I’ve been reading an interesting book called The Creativity Book, by Eric Maisel, Ph.D. Basically, this is a year’s worth of guided exercises designed to help people become what he calls “everyday creative people.” Now, PK and I can be pretty creative when we get down to it. We cook creatively, we garden creatively, we paint and draw and think about things a lot and in many different ways. I feel like we approach things creatively in general. As I write this, PK is in the corner drawing, creatively. But what we are thinking about more and more these days is how to bring it to the next level, and how to motivate ourselves to do so. How do we publish our writing, show our artwork, and get things to a high enough quality that people might want to look/read/eat/listen to what we have to say? How do we tune out the everyday distractions? I bought Maisel’s book thinking it would be interesting to take a more analytical approach to this idea of “everyday creative” and see if there is anything there that can take us those few steps further. One thing I like about it is the approach he takes to creativity. He emphasizes the mystery and ceremony of acts of creation, and encourages the reader to embrace creativity like a religion, to be worshipped daily in small acts. This is an interesting thing to think about, since flow experiences sound very similar to reports of profound religious experiences. I'm not particularly religious myself, but there is something appealing about thinking about creativity in a spiritual way. That said, some of the exercises seem a little silly…but I’m going to spend some time tonight thinking of five barriers to my creative progress, and maybe that’s a good start.

Sunday, February 3, 2008

some thoughts on flow experiences

Have you ever experienced the serendipity of suddenly encountering a concept everywhere you go? I’m having days like that now, as I think about flow experiences. I’ve been hearing this concept talked about in the radio, in classes, in random conversation-with different names, but the same idea. And I think that figuring out how to get myself in the right frame of mind for this kind of mental state is one of the keys to tapping into my creative self.

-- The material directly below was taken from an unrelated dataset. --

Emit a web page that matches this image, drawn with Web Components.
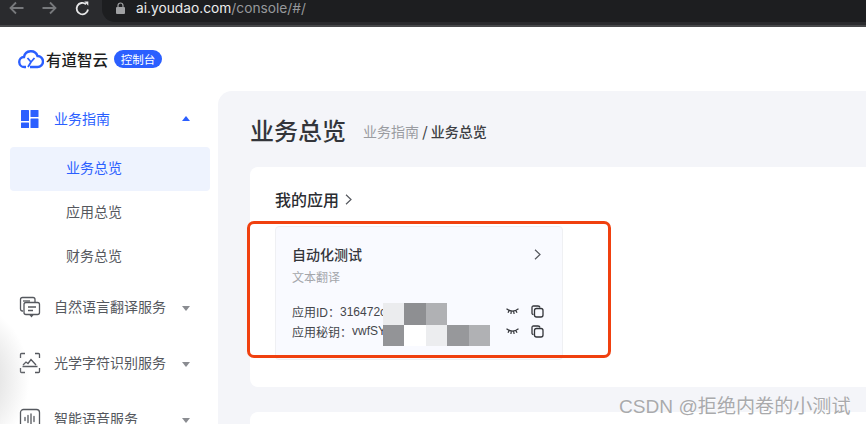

I first learned about the concept of flow when reading Drawing on the Right Side of the Brain, by Betty Edwards. While she doesn’t use the same terminology, she is addressing the concept when she talks about “Right Brain” experiences. Basically, a flow state is when you become so deeply absorbed in an action that you seem to lose track of time, the rest of the world slips into the background and the things you are working on become fluid, like water “flowing” downhill, your work is seamless and just feels “right”. A flow experience can happen anywhere, in any medium, though is particularly linked to activities involving highly stimulated senses, such as competing in sports, artistic and other creative endeavors, or in highly emotional states, such as around death or trauma. Anyone who has ever become so absorbed in a book that a whole day has slipped by, or been “in the zone” while hiking, or running, has experienced a flow state. I recently had a conversation with a girl who described an incredibly powerful flow experience she had while playing soccer in high school, when a girl she hated, and had just cursed out, slipped in goal, hit her head, and died only a few feet in front of her. Her reaction to the power of that day’s emotion was amazing, and as she recalled an event that happened many years ago, her voice shook and it was clear she was re-experiencing it over again in her mind. That day was emblazoned on her memory because of her intense flow experience.

Imagine if we lived every day with that kind of clarity. Would it be too much to handle? Do we need some sort of filter over our lives to keep an even keel?

Saturday, February 2, 2008

Dipping into the Creativity Pool

This journey of exploration is starting as a response to the pervasive feeling that PK and I are not living up to our potential as creative beings. We have spent hours thinking about this, talking about the idea that we are living a life too controlled by outside chaos, too much by the idea that we need to be here at x time and have to complete these 12 things before night falls, then night falls and the darkness and the cold and all we want to do is fall in bed and sleep, only to wake the next day and do it all over again, without time to play instruments, paint, draw and otherwise think about things in a creative way. There is always something to clean and organize, someplace we have to be, sometime to be spent on something more pressing. We are trying to answer these questions: How can we live lives full of creativity, driven by a desire to build the world around us into something better, deeper and more distinct, rather than follow along like sheep, only to die like sheep in the end, with nothing remaining to mark our passage along the path of life? How can we learn to exist more in the now than in the might-have-been? This blog will chart our navigation of those sometimes murky waters.